Chief Justice John Roberts, writing the majority opinion, said the court’s quarrel had been with what he described as an outdated, circa 1965 formula used to decide which states must submit their voting laws for preclearance. “Congress may draft another formula based on current conditions,” he wrote. Though, of course, this dysfunctional Congress can’t pass a bipartisan farm bill. The notion that this bunch might get together on voter anti-discrimination law seems downright fanciful.
Apparently, the court majority decided that the Voting Rights Act has been working so well in getting rid of discrimination that it was no longer constitutional. That theory seemed at odds with the testimony elicited by the Presidential Commission at Friday’s hearing in Miami. The commission heard a report from election experts Michael Herron of Dartmouth and Daniel Smith of the University of Florida, covering 85 percent of the state’s precincts, that found Hispanics and blacks faced longer, sometimes hours longer, waits to vote in their overwhelmed urban precincts in the 2012 general election.
The daunting waits diminished turnout by an estimated 200,000 voters in Florida. Kathy Culliton-Gonzalez of the Advancement Project, the advocacy group that sponsored the Herron-Smith study, called the delays a “time tax” on voting. “Voters of color paid that time tax more than white voters.”
Last month, Gov. Scott signed a bill into law that undid some of the damage caused by the 2011 law. Early voting was extended. And restrictions on early voting locations were loosened. The length of constitutional amendments was limited to 75 words. And, finally, the state enacted some restrictions on people who request absentee ballots.

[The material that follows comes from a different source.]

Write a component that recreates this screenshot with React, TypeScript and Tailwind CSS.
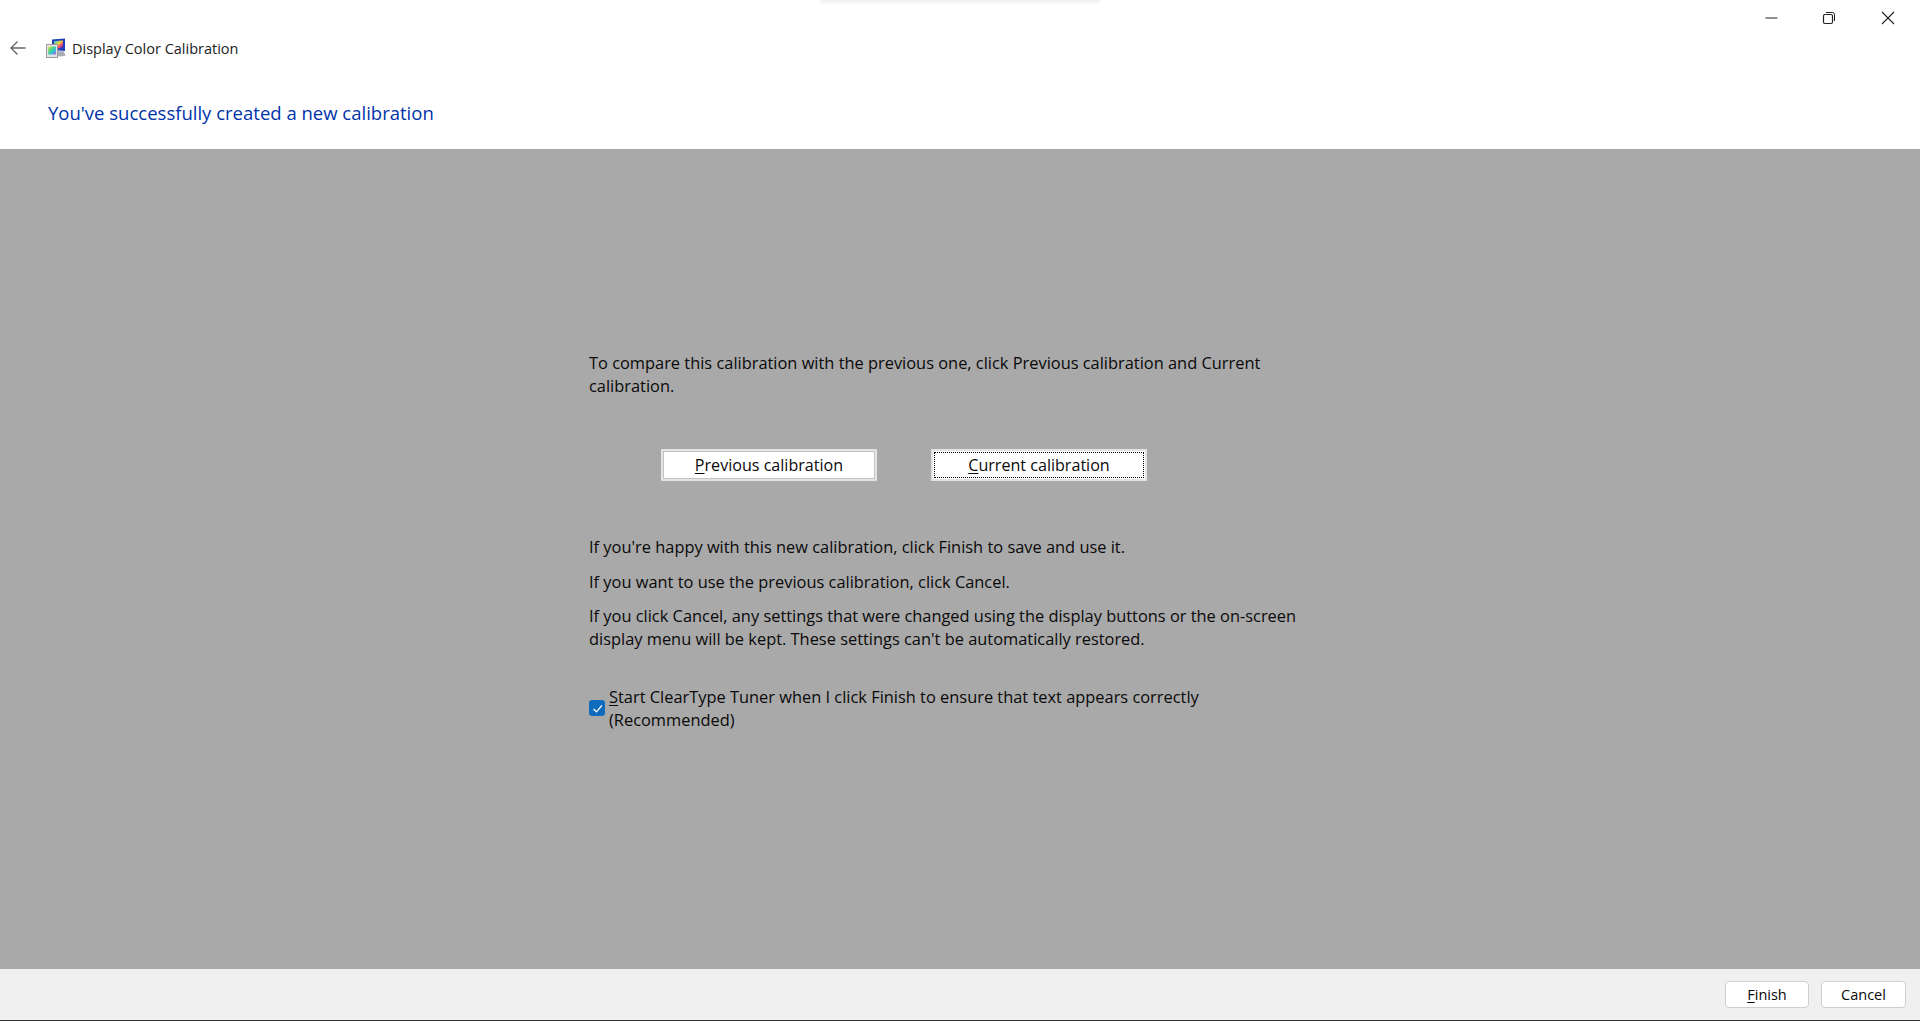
function Under({ c, rest }: { c: string; rest: string }) {
  return (
    <>
      <span className="underline underline-offset-2">{c}</span>
      {rest}
    </>
  );
}

function MonitorIcon() {
  return (
    <svg width="20" height="20" viewBox="0 0 20 20" className="shrink-0">
      <defs>
        <linearGradient id="scr" x1="0" y1="0" x2="1" y2="1">
          <stop offset="0" stopColor="#1fb6e8" />
          <stop offset="0.45" stopColor="#f5d33c" />
          <stop offset="0.7" stopColor="#e8417a" />
          <stop offset="1" stopColor="#1533c9" />
        </linearGradient>
        <linearGradient id="sq" x1="0" y1="0" x2="1" y2="1">
          <stop offset="0" stopColor="#f4e04a" />
          <stop offset="0.35" stopColor="#4fd67a" />
          <stop offset="0.7" stopColor="#32b8ea" />
          <stop offset="1" stopColor="#d94bb0" />
        </linearGradient>
      </defs>
      <path d="M6 1.5 L19 0.5 V13 L6 12 Z" fill="#1d3fb8" />
      <path d="M8 3 L17 2.5 V10.5 L8 10 Z" fill="url(#scr)" />
      <path d="M11 13 L18 13.5 L19.5 18 L12 18.5 Z" fill="#a8acb4" />
      <rect x="0.5" y="6.5" width="11" height="13" fill="#e4e4e4" stroke="#9a9a9a" />
      <rect x="2.2" y="8.5" width="7.8" height="8" fill="url(#sq)" />
    </svg>
  );
}

export default function App() {
  return (
    <div className="h-[1021px] w-[1920px] flex flex-col overflow-hidden bg-white text-[16.4px] leading-[23px] text-[#0a0a0a] font-['Open_Sans','Noto_Sans',sans-serif]">
      <header className="h-[149px] shrink-0 relative flex flex-col">
        <div className="absolute top-0 left-[820px] w-[280px] h-[6px] rounded-b-[40px] bg-gradient-to-b from-[#f0f0f0] to-white" />
        <div className="h-[18px] shrink-0 flex justify-end items-start pr-[22px] pt-[8px] gap-[38px]">
          <svg width="20" height="20" viewBox="0 0 20 20" className="shrink-0 -mr-[0px]"><path d="M3.5 10H15.5" stroke="#222" strokeWidth="1" /></svg>
          <svg width="20" height="20" viewBox="0 0 20 20" className="shrink-0"><rect x="3.5" y="6.5" width="9" height="9" rx="1.5" fill="none" stroke="#222" strokeWidth="1.2" /><path d="M6 4.5H12.5Q14.5 4.5 14.5 6.5V13" fill="none" stroke="#222" strokeWidth="1" /></svg>
          <svg width="20" height="20" viewBox="0 0 20 20" className="shrink-0"><path d="M4 4L16 16M16 4L4 16" stroke="#222" strokeWidth="1.1" /></svg>
        </div>
        <div className="flex items-center h-[62px] pl-[8px] -mt-[1px]">
          <svg width="20" height="20" viewBox="0 0 20 20"><path d="M17.5 10H3M9.5 3.5L3 10L9.5 16.5" fill="none" stroke="#666" strokeWidth="1.4" /></svg>
          <div className="ml-[18px] mr-[6px]"><MonitorIcon /></div>
          <span className="text-[14.5px] text-[#222]">Display Color Calibration</span>
        </div>
        <h1 className="pl-[48px] mt-[20px] text-[18.5px] leading-[28px] text-[#0033aa] font-normal">You've successfully created a new calibration</h1>
      </header>

      <main className="flex-1 bg-[#a9a9a9] pl-[589px] pt-[202px]">
        <div className="w-[716px]">
          <p>To compare this calibration with the previous one, click Previous calibration and Current calibration.</p>
          <div className="flex gap-[54px] ml-[72px] mt-[52px] text-[16.1px]">
            <button className="w-[216px] h-[32px] bg-white border-[2px] border-[#e4e4e4] rounded-[1px] flex items-center justify-center shadow-[inset_0_0_0_1px_#c4c4c4]">
              <span><Under c="P" rest="revious calibration" /></span>
            </button>
            <button className="w-[216px] h-[32px] bg-white border-[2px] border-[#e4e4e4] flex items-center justify-center outline-dotted outline-1 outline-black -outline-offset-[4px]">
              <span><Under c="C" rest="urrent calibration" /></span>
            </button>
          </div>
          <p className="mt-[54px]">If you're happy with this new calibration, click Finish to save and use it.</p>
          <p className="mt-[12px]">If you want to use the previous calibration, click Cancel.</p>
          <p className="mt-[11px]">If you click Cancel, any settings that were changed using the display buttons or the on-screen display menu will be kept. These settings can't be automatically restored.</p>
          <div className="flex items-center mt-[35px] gap-[4px]">
            <span className="w-[16px] h-[16px] shrink-0 rounded-[3px] bg-[#0f6cbd] flex items-center justify-center">
              <svg width="11" height="11" viewBox="0 0 11 11"><path d="M1.5 6L4.5 8.8L9.8 2.5" fill="none" stroke="#fff" strokeWidth="1.2" /></svg>
            </span>
            <span><Under c="S" rest="tart ClearType Tuner when I click Finish to ensure that text appears correctly" /><br />(Recommended)</span>
          </div>
        </div>
      </main>

      <footer className="h-[52px] shrink-0 bg-[#f0f0f0] border-b border-[#333] flex items-start justify-end gap-[12px] pr-[14px] pt-[12px] text-[14.5px]">
        <button className="w-[84px] h-[27px] bg-white border border-[#cfcfcf] rounded-[4px] flex items-center justify-center"><span><Under c="F" rest="inish" /></span></button>
        <button className="w-[85px] h-[27px] bg-white border border-[#cfcfcf] rounded-[4px] flex items-center justify-center">Cancel</button>
      </footer>
    </div>
  );
}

Well, hurray. We’re not Texas. It’s almost as if Florida legislators seem a little chastised by their ham-handed efforts to beat down the minority vote and deliver the state’s electoral college votes to the Republican presidential candidate in 2012. All they accomplished, really, was to get that particular segment of the electorate riled and determined to vote. No matter how long the wait.
But you’ve got to worry, with the Voting Rights Acts crippled, with the good ol’ boys in Texas and elsewhere in the Confederacy raring to push another round of election “reforms,” that the gang in Tallahassee might get inspired to come up with new and novel ways to limit the turnout of certain demographics.
Odd, isn’t it, how our governor and legislative leadership defend gun rights with such fervor, based on a single, ambiguous passage in the Constitution. Meanwhile, the phrase “right to vote” shows up in the 14th, 15th, 19th, 24th and 26th Amendments. You’d think our legislators might defend that right to vote with as much enthusiasm as they champion our sacred right to shoot.